::: EXCERPTED RECORDS :::

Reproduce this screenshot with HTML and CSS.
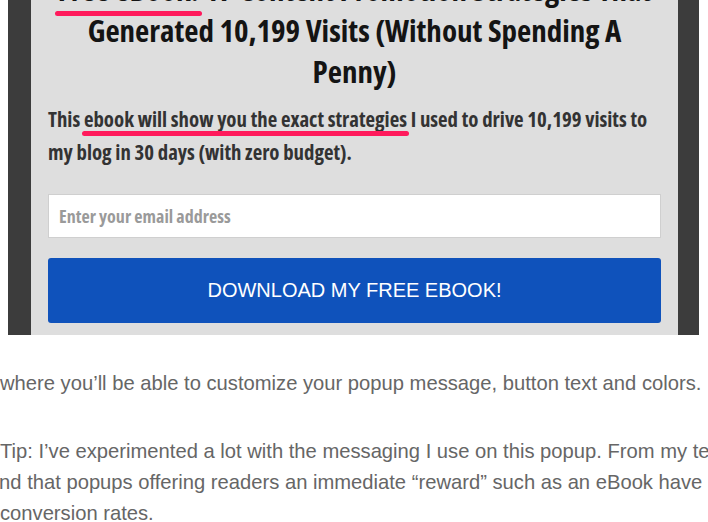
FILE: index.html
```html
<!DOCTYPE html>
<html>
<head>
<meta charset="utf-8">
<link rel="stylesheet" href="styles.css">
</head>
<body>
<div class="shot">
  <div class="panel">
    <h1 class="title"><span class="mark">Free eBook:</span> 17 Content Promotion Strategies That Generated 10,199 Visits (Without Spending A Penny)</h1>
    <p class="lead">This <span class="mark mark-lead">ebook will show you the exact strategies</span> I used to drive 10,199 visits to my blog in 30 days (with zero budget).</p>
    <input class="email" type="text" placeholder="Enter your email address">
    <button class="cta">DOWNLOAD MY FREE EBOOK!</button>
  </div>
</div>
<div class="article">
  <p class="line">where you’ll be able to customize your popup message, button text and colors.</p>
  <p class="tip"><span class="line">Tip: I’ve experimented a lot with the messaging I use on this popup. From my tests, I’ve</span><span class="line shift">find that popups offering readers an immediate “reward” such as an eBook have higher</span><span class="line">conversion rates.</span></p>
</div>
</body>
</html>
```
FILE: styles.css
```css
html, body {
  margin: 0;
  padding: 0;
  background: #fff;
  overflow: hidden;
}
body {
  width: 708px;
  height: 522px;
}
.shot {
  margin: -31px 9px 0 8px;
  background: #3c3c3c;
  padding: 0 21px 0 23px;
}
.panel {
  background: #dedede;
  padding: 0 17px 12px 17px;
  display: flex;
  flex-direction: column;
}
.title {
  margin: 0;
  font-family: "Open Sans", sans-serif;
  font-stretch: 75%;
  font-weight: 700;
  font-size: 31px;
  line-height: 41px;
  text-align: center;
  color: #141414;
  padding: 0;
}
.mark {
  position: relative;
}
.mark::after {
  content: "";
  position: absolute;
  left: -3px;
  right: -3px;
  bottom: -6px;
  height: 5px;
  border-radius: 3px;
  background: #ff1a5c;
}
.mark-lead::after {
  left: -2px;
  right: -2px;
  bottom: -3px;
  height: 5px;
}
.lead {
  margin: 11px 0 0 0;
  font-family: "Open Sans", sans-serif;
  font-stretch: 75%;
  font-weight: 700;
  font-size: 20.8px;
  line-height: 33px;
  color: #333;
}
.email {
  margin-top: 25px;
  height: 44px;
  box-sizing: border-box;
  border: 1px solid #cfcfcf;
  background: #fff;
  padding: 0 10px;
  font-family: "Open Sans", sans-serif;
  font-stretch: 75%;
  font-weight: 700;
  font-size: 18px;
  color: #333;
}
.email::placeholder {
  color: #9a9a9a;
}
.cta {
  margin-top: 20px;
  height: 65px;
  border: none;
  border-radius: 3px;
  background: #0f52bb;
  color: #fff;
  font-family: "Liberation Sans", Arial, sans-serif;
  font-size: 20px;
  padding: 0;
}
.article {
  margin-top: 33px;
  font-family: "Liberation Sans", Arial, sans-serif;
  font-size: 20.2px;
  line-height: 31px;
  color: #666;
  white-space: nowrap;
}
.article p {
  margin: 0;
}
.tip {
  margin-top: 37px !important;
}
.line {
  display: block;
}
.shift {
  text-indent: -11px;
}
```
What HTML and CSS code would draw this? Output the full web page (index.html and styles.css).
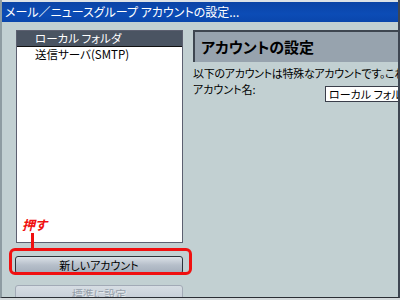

:::

Return the listing above unchanged, apart from dropping its pictures.

**SOLUTION TO THE EXERCISE**
Reproduce this screenshot with HTML and CSS.
FILE: index.html
```html
<!DOCTYPE html>
<html>
<head>
<meta charset="utf-8">
<link rel="stylesheet" href="styles.css">
</head>
<body>
<div class="shot">
  <div class="panel">
    <h1 class="title"><span class="mark">Free eBook:</span> 17 Content Promotion Strategies That Generated 10,199 Visits (Without Spending A Penny)</h1>
    <p class="lead">This <span class="mark mark-lead">ebook will show you the exact strategies</span> I used to drive 10,199 visits to my blog in 30 days (with zero budget).</p>
    <input class="email" type="text" placeholder="Enter your email address">
    <button class="cta">DOWNLOAD MY FREE EBOOK!</button>
  </div>
</div>
<div class="article">
  <p class="line">where you’ll be able to customize your popup message, button text and colors.</p>
  <p class="tip"><span class="line">Tip: I’ve experimented a lot with the messaging I use on this popup. From my tests, I’ve</span><span class="line shift">find that popups offering readers an immediate “reward” such as an eBook have higher</span><span class="line">conversion rates.</span></p>
</div>
</body>
</html>
```
FILE: styles.css
```css
html, body {
  margin: 0;
  padding: 0;
  background: #fff;
  overflow: hidden;
}
body {
  width: 708px;
  height: 522px;
}
.shot {
  margin: -31px 9px 0 8px;
  background: #3c3c3c;
  padding: 0 21px 0 23px;
}
.panel {
  background: #dedede;
  padding: 0 17px 12px 17px;
  display: flex;
  flex-direction: column;
}
.title {
  margin: 0;
  font-family: "Open Sans", sans-serif;
  font-stretch: 75%;
  font-weight: 700;
  font-size: 31px;
  line-height: 41px;
  text-align: center;
  color: #141414;
  padding: 0;
}
.mark {
  position: relative;
}
.mark::after {
  content: "";
  position: absolute;
  left: -3px;
  right: -3px;
  bottom: -6px;
  height: 5px;
  border-radius: 3px;
  background: #ff1a5c;
}
.mark-lead::after {
  left: -2px;
  right: -2px;
  bottom: -3px;
  height: 5px;
}
.lead {
  margin: 11px 0 0 0;
  font-family: "Open Sans", sans-serif;
  font-stretch: 75%;
  font-weight: 700;
  font-size: 20.8px;
  line-height: 33px;
  color: #333;
}
.email {
  margin-top: 25px;
  height: 44px;
  box-sizing: border-box;
  border: 1px solid #cfcfcf;
  background: #fff;
  padding: 0 10px;
  font-family: "Open Sans", sans-serif;
  font-stretch: 75%;
  font-weight: 700;
  font-size: 18px;
  color: #333;
}
.email::placeholder {
  color: #9a9a9a;
}
.cta {
  margin-top: 20px;
  height: 65px;
  border: none;
  border-radius: 3px;
  background: #0f52bb;
  color: #fff;
  font-family: "Liberation Sans", Arial, sans-serif;
  font-size: 20px;
  padding: 0;
}
.article {
  margin-top: 33px;
  font-family: "Liberation Sans", Arial, sans-serif;
  font-size: 20.2px;
  line-height: 31px;
  color: #666;
  white-space: nowrap;
}
.article p {
  margin: 0;
}
.tip {
  margin-top: 37px !important;
}
.line {
  display: block;
}
.shift {
  text-indent: -11px;
}
```
What HTML and CSS code would draw this? Output the full web page (index.html and styles.css).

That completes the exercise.